I took a couple of more steps but I couldn’t resist confirmation. I turned, and with a pardonme asked, “did you just smile at my flower?”
She couldn’t contain yet another give-away and looked and smiled at it again. “Yes, she said,” with an jingle of joy in her voice.
“Well thanks,” I managed, surprised with my sillines, “that’s exactly the reaction I hope to have at home. There is someone there who can use a smile.”
“Well,” she said, “thanks for giving me the chance to smile. It made me feel great.”
Odd conversation for a grocery excursion and if that were it I would have been merely pleasantly surprised.
Passing through the tight turns in the deli section, I caught a number of others glancing and grinning. The toilet paper row seemed to have the only few indifferent but then in the fish section we got two and a half smiles more and in frozen foods, near the waffle fries, I had one more full-fledged conversation about little miss sunflower.
A mother with her 5 year old in her cart stopped, smiled and with semi-shy glances at the plant, almost embarrassed to admit that she’d been taken hold of so easily by such innocence, asked about her. We talked about her cuteness and costs, as if she were a recent baby that was out with granddad.
Curious. I surely was getting a lot of sunshine for my $3 dollar investment.
Now I have always had a great respect for the power of nature and her ability to wow and awe and humble and charm and engage and tickle the spirit. But here’s one small, eighteen inch plant with only one four inch bloom – not a lot of biomass compared to the rainforest, the Everglades, the coral reefs, or even my backyard – that is stirring smiles from dairy to deli, from frozen foods to fish, and out through the veggies.
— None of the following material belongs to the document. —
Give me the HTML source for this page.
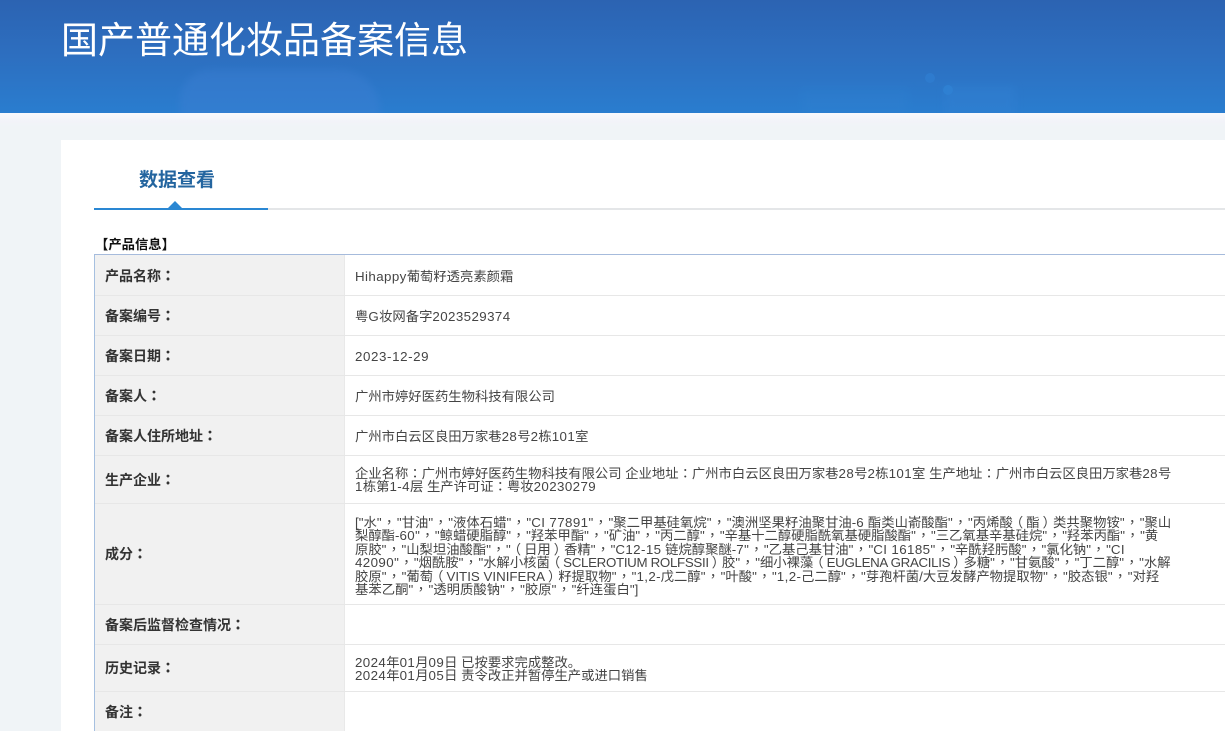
<!DOCTYPE html>
<html>
<head>
<meta charset="utf-8">
<title>国产普通化妆品备案信息</title>
<style>
html,body{margin:0;padding:0;width:1225px;height:731px;overflow:hidden;background:#f0f4f7;}
body{position:relative;font-family:"Liberation Sans","Noto Sans CJK SC",sans-serif;text-spacing-trim:space-all;}
.abs{position:absolute;white-space:nowrap;}
#band{left:0;top:113px;width:1225px;height:14px;background:linear-gradient(180deg,#f8f9fc,#f2f3f9 60%,#f0f4f7);}
#hdr{left:0;top:0;width:1225px;height:113px;background:linear-gradient(180deg,#2c63b2 0%,#2d6fc0 50%,#2a7dcf 100%);overflow:hidden;}
#hdr i{position:absolute;display:block;}
#title{left:61px;top:16px;font-size:37px;line-height:50px;color:#fff;}
#card{left:61px;top:140px;width:1164px;height:591px;background:#fff;}
#tab{left:139px;top:167px;font-size:19px;line-height:28px;font-weight:bold;color:#24659f;}
#l1{left:94px;top:208px;width:1131px;height:2px;background:#e4e6e8;}
#l2{left:94px;top:208px;width:174px;height:2px;background:#2a87d3;}
#tri{left:168px;top:201px;width:0;height:0;border-left:7px solid transparent;border-right:7px solid transparent;border-bottom:7px solid #2a87d3;}
#info{left:95px;top:236px;font-size:13.33px;line-height:18px;font-weight:bold;color:#111;}
#tbl{left:94px;top:254px;width:1131px;height:477px;border-top:1px solid #a6bbdc;border-left:1px solid #a6c0e0;box-sizing:border-box;background:#fff;}
#lab{position:absolute;left:0;top:0;width:249px;height:476px;background:#f1f1f1;}
.sep{position:absolute;left:0;width:1130px;height:1px;background:#e7e7e7;}
.vs{position:absolute;left:249px;top:0;width:1px;height:476px;background:#e9e9e9;}
.k{position:absolute;left:105px;font-size:14px;font-weight:bold;color:#333;line-height:18px;white-space:nowrap;}
.k b{font-family:"Noto Sans CJK TC",sans-serif;}
.v{position:absolute;left:355px;font-size:13.33px;color:#444;line-height:18px;white-space:nowrap;}
.m div{height:13.4px;line-height:13.4px;}
.v b,.v i{font-weight:normal;font-style:normal;font-family:"Noto Sans CJK TC",sans-serif;}
.v i{margin:0 .9px;}
.v b.o{position:relative;left:-3px;}
.v b.c{position:relative;left:3px;}
.v u{text-decoration:none;letter-spacing:.4px;}
.v u.n{letter-spacing:-.33px;}
.v u.z{letter-spacing:0;}
</style>
</head>
<body>
<div class="abs" id="band"></div>
<div class="abs" id="hdr">
<i style="left:180px;top:70px;width:200px;height:60px;background:#3f80d4;opacity:.4;border-radius:30px 40px 0 0;filter:blur(4px)"></i>
<i style="left:945px;top:85px;width:70px;height:48px;background:#3482d4;opacity:.35;filter:blur(4px)"></i>
<i style="left:800px;top:88px;width:110px;height:33px;background:#2f83d2;opacity:.25;filter:blur(5px)"></i>
<i style="left:925px;top:73px;width:10px;height:10px;border-radius:50%;background:#2f7dd0;opacity:.8"></i>
<i style="left:943px;top:85px;width:10px;height:10px;border-radius:50%;background:#2f82d3;opacity:.8"></i>
</div>
<div class="abs" id="title">国产普通化妆品备案信息</div>
<div class="abs" id="card"></div>
<div class="abs" id="tab">数据查看</div>
<div class="abs" id="l1"></div>
<div class="abs" id="l2"></div>
<div class="abs" id="tri"></div>
<div class="abs" id="info">【产品信息】</div>
<div class="abs" id="tbl">
<div id="lab"></div>
<div class="vs"></div>
<div class="sep" style="top:40px"></div>
<div class="sep" style="top:80px"></div>
<div class="sep" style="top:120px"></div>
<div class="sep" style="top:160px"></div>
<div class="sep" style="top:200px"></div>
<div class="sep" style="top:248px"></div>
<div class="sep" style="top:349px"></div>
<div class="sep" style="top:389px"></div>
<div class="sep" style="top:436px"></div>
</div>

<div class="k" style="top:267px">产品名称<b>：</b></div>
<div class="k" style="top:307px">备案编号<b>：</b></div>
<div class="k" style="top:347px">备案日期<b>：</b></div>
<div class="k" style="top:387px">备案人<b>：</b></div>
<div class="k" style="top:427px">备案人住所地址<b>：</b></div>
<div class="k" style="top:471px">生产企业<b>：</b></div>
<div class="k" style="top:545px">成分<b>：</b></div>
<div class="k" style="top:616px">备案后监督检查情况<b>：</b></div>
<div class="k" style="top:659px">历史记录<b>：</b></div>
<div class="k" style="top:703px">备注<b>：</b></div>

<div class="v" style="top:268px"><u>Hihappy</u>葡萄籽透亮素颜霜</div>
<div class="v" style="top:308px">粤<u>G</u>妆网备字<u>2023529374</u></div>
<div class="v" style="top:348px"><u style="letter-spacing:.6px">2023-12-29</u></div>
<div class="v" style="top:388px">广州市婷好医药生物科技有限公司</div>
<div class="v" style="top:428px">广州市白云区良田万家巷<u>28</u>号<u>2</u>栋<u>101</u>室</div>
<div class="v m" style="top:466px">
<div>企业名称<b>：</b>广州市婷好医药生物科技有限公司 企业地址<b>：</b>广州市白云区良田万家巷<u>28</u>号<u>2</u>栋<u>101</u>室 生产地址<b>：</b>广州市白云区良田万家巷<u>28</u>号</div>
<div><u>1</u>栋第<u>1-4</u>层 生产许可证<b>：</b>粤妆<u>20230279</u></div>
</div>
<div class="v m" style="top:515px">
<div style="letter-spacing:.04px">["水"<i>，</i>"甘油"<i>，</i>"液体石蜡"<i>，</i>"<u>CI 77891</u>"<i>，</i>"聚二甲基硅氧烷"<i>，</i>"澳洲坚果籽油聚甘油-<u>6</u> 酯类山嵛酸酯"<i>，</i>"丙烯酸<b class="o">（</b>酯<b class="c">）</b>类共聚物铵"<i>，</i>"聚山</div>
<div>梨醇酯-<u>60</u>"<i>，</i>"鲸蜡硬脂醇"<i>，</i>"羟苯甲酯"<i>，</i>"矿油"<i>，</i>"丙二醇"<i>，</i>"辛基十二醇硬脂酰氧基硬脂酸酯"<i>，</i>"三乙氧基辛基硅烷"<i>，</i>"羟苯丙酯"<i>，</i>"黄</div>
<div>原胶"<i>，</i>"山梨坦油酸酯"<i>，</i>"<b class="o">（</b>日用<b class="c">）</b>香精"<i>，</i>"<u>C12-15</u> 链烷醇聚醚-<u>7</u>"<i>，</i>"乙基己基甘油"<i>，</i>"<u>CI 16185</u>"<i>，</i>"辛酰羟肟酸"<i>，</i>"氯化钠"<i>，</i>"<u>CI</u></div>
<div><u>42090</u>"<i>，</i>"烟酰胺"<i>，</i>"水解小核菌<b class="o">（</b><u class="n">SCLEROTIUM ROLFSSII</u><b class="c">）</b>胶"<i>，</i>"细小裸藻<b class="o">（</b><u class="n">EUGLENA GRACILIS</u><b class="c">）</b>多糖"<i>，</i>"甘氨酸"<i>，</i>"丁二醇"<i>，</i>"水解</div>
<div style="letter-spacing:.03px">胶原"<i>，</i>"葡萄<b class="o">（</b><u class="z">VITIS VINIFERA</u><b class="c">）</b>籽提取物"<i>，</i>"<u>1,2</u>-戊二醇"<i>，</i>"叶酸"<i>，</i>"<u>1,2</u>-己二醇"<i>，</i>"芽孢杆菌/大豆发酵产物提取物"<i>，</i>"胶态银"<i>，</i>"对羟</div>
<div style="letter-spacing:.05px">基苯乙酮"<i>，</i>"透明质酸钠"<i>，</i>"胶原"<i>，</i>"纤连蛋白"]</div>
</div>
<div class="v m" style="top:656px">
<div><u>2024</u>年<u>01</u>月<u>09</u>日 已按要求完成整改。</div>
<div><u>2024</u>年<u>01</u>月<u>05</u>日 责令改正并暂停生产或进口销售</div>
</div>
</body>
</html>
Small but surly, it surely speaks to the gentle power of the potent little sunflower to on its very own, without animation, just from posture, poise, and plant power, garner a grin and gain a grip on our spirit.
II
I tell this tale to a group of friends at a noon meeting and in doing so talk myself into returning to the store for two more smile makers. I dash in, grab a couple of more, taking care to find the bigger grinners, and hop into the express line. Even this short skip gains me 3 or 5 more smiles, one even over the shoulder.
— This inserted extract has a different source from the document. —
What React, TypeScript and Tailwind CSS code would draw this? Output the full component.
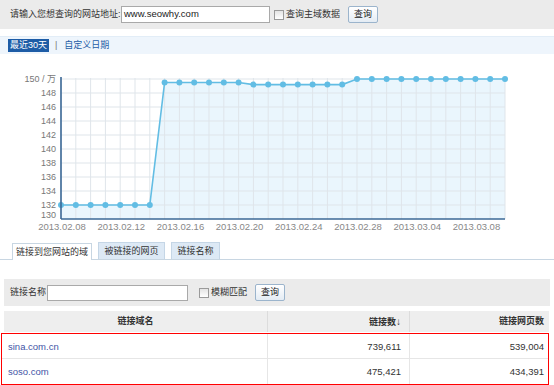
const days = [
  132, 132, 132, 132, 132, 132, 132,
  149.5, 149.5, 149.5, 149.5, 149.5, 149.5,
  149.2, 149.2, 149.2, 149.2, 149.2, 149.2, 149.2,
  150, 150, 150, 150, 150, 150, 150, 150, 150, 150, 150,
];

const X0 = 61;
const STEP = 14.8;
const yOf = (v: number) => 219 - (v - 130) * 7;

const Chart = () => {
  const pts = days.map((v, i) => [X0 + i * STEP, yOf(v)] as const);
  const line = pts.map(([x, y]) => `${x},${y}`).join(" ");
  const right = X0 + (days.length - 1) * STEP;
  const yTicks = [148, 146, 144, 142, 140, 138, 136, 134, 132];
  const xLabels = ["2013.02.08", "2013.02.12", "2013.02.16", "2013.02.20", "2013.02.24", "2013.02.28", "2013.03.04", "2013.03.08"];

  return (
    <svg width="554" height="180" viewBox="0 54 554 180" className="block">
      <polygon points={`${X0},219 ${line} ${right},219`} fill="#eaf6fd" />
      {/* grid */}
      {days.map((_, i) => (
        <line key={i} x1={X0 + i * STEP} y1={78} x2={X0 + i * STEP} y2={219} stroke="#dfe5ea" strokeWidth="1" />
      ))}
      {[150, ...yTicks].map((v) => (
        <line key={v} x1={X0} y1={yOf(v)} x2={right} y2={yOf(v)} stroke="#dfe5ea" strokeWidth="1" />
      ))}
      <polyline points={line} fill="none" stroke="#62bde4" strokeWidth="1.6" />
      {pts.map(([x, y], i) => (
        <circle key={i} cx={x} cy={y} r="3" fill="#62bde4" />
      ))}
      {/* axes */}
      <line x1={X0} y1={77} x2={X0} y2={219} stroke="#3b6896" strokeWidth="1.6" />
      <line x1={X0} y1={219} x2={right} y2={219} stroke="#3b6896" strokeWidth="1.6" />
      <g fontSize="9" fill="#777" fontFamily="'Liberation Sans', 'Noto Sans CJK SC', sans-serif" textAnchor="end">
        <text x={56} y={82}>150 / 万</text>
        {yTicks.map((v) => (
          <text key={v} x={56} y={yOf(v) + 3}>{v}</text>
        ))}
        <text x={56} y={218}>130</text>
      </g>
      <g fontSize="9.5" fill="#888" fontFamily="'Liberation Sans', sans-serif" textAnchor="middle">
        {xLabels.map((t, i) => (
          <text key={t} x={X0 + i * 4 * STEP + 1} y={230}>{t}</text>
        ))}
      </g>
    </svg>
  );
};

const Btn = ({ children }: { children: string }) => (
  <button className="h-[17px] px-[5px] border border-[#9bb4cc] rounded-[2px] bg-gradient-to-b from-white to-[#e4ecf4] text-[9px] text-[#222] leading-none">
    {children}
  </button>
);

const Check = () => (
  <span className="inline-block w-[10px] h-[10px] border border-[#9a9a9a] bg-gradient-to-b from-[#e4e4e4] to-white" />
);

const rows = [
  { domain: "sina.com.cn", links: "739,611", pages: "539,004" },
  { domain: "soso.com", links: "475,421", pages: "434,391" },
];

export default function App() {
  return (
    <div className="w-[554px] h-[385px] overflow-hidden bg-white text-[9px] text-[#333] font-['Liberation_Sans','Noto_Sans_CJK_SC',sans-serif] whitespace-nowrap">
      {/* search */}
      <div className="h-[29px] bg-[#ebebeb] flex items-center pl-[10px]">
        <span className="w-[111px]">请输入您想查询的网站地址:</span>
        <div className="w-[149px] h-[17px] border border-[#a9a9a9] bg-white flex items-center px-[2px] text-[9.5px] text-[#222]">
          www.seowhy.com
        </div>
        <span className="ml-[4px] flex items-center gap-[2px]">
          <Check />
          <span>查询主域数据</span>
        </span>
        <span className="ml-[8px]">
          <Btn>查询</Btn>
        </span>
      </div>

      {/* range */}
      <div className="mt-[7px] h-[18px] bg-[#eef5fc] border-t border-[#e2edf7] flex items-center pl-[8px]">
        <span className="bg-[#1d5ca6] text-white px-[2px] leading-[13px]">最近30天</span>
        <span className="ml-[6px] text-[#777]">|</span>
        <span className="ml-[7px] text-[#1d5ca6]">自定义日期</span>
      </div>

      <Chart />

      {/* tabs */}
      <div className="mt-[8px] h-[18px] flex items-end gap-[6px] pl-[12px] border-b border-[#c8d6e2]">
        <div className="h-[17px] w-[80px] border border-b-0 border-[#c8d6e2] bg-white text-center leading-[16px] -mb-px pb-px">链接到您网站的域</div>
        <div className="h-[17px] w-[67px] border border-b-0 border-[#c5d6e6] bg-[#dde9f5] text-center leading-[16px]">被链接的网页</div>
        <div className="h-[17px] w-[49px] border border-b-0 border-[#c5d6e6] bg-[#dde9f5] text-center leading-[16px]">链接名称</div>
      </div>

      {/* filter */}
      <div className="mt-[19px] mx-[4px] h-[27px] bg-[#ebebeb] flex items-center pl-[6px]">
        <span className="w-[37px]">链接名称</span>
        <div className="w-[141px] h-[16px] border border-[#a9a9a9] bg-white" />
        <span className="ml-[11px] flex items-center gap-[2px]">
          <Check />
          <span>模糊匹配</span>
        </span>
        <span className="ml-[8px]">
          <Btn>查询</Btn>
        </span>
      </div>

      {/* table */}
      <div className="mt-[5px] ml-[1px] w-[548px]">
        <div className="flex h-[21px] ml-[3px] bg-[#eeeeee] font-bold text-[#333] items-center">
          <div className="w-[264px] text-center border-r border-[#dcdcdc] h-full leading-[21px]">链接域名</div>
          <div className="w-[142px] text-right pr-[8px] border-r border-[#dcdcdc] h-full leading-[21px]">链接数<span className="text-[10px]">↓</span></div>
          <div className="flex-1 text-right pr-[5px] leading-[21px]">链接网页数</div>
        </div>
        <div className="mt-[1px] border border-[#ff0000] text-[9.5px]">
          {rows.map((r, i) => (
            <div key={r.domain} className={`flex h-[25px] items-center ${i === 0 ? "border-b border-[#e6e6e6]" : ""}`}>
              <div className="w-[266px] pl-[6px] text-[#3f55a6] h-full leading-[25px] border-r border-[#e6e6e6]">{r.domain}</div>
              <div className="w-[142px] text-right pr-[8px] h-full leading-[25px] border-r border-[#e6e6e6]">{r.links}</div>
              <div className="flex-1 text-right pr-[4px] leading-[25px]">{r.pages}</div>
            </div>
          ))}
        </div>
      </div>
    </div>
  );
}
At home I give the first one to the sickest in the house, my mother-in-love. She is appropriately wowed yet feels that another flower we had from the garden was more worthy of the photos I was trying to shoot. Even so, she was pleased.
Another I place in the living room on top of the antique sewing machine where we typically put a potted plant with a flower. This one will catch folks on the way into visit Carmen.
The third, I place on the front steps just to the right of the door, where all passers-by might see her, where those at the door could, and where Tere couldn’t miss her.
When Tere came home, she was moved to think that someone had thought of her. She held her up, speaking to her, telling her how lovely she was and how wonderful she was to be waiting there for her on the step. Tere brought the smile champ in and was grinning, eyes to ears, forehead to chin.
After, checking on her mom, Tere came back to me and when I spoke to her about the plant she broke into tears. The thoughtfulness of the plant touched her vulnerability and she cried some of the tears that she holds in because she doesn’t want her mom to she her sad. I held her while she found her smile again and the sunshine and rain mixed.
So, it seems that touching spirit doesn’t always yield smiles. Stirring emotion doesn’t guarantee grins. Never-the-less, the plant power today was potent and in the end Tere was pleased to have been thought of in midst of turmoil, to have had a smile given to her, to have been held when the tears came.
I learned another lesson in loving.
I love her and I love sunflowers.
They are Tere’s flower – like a birthstone – the sunflower is Tere’s flower.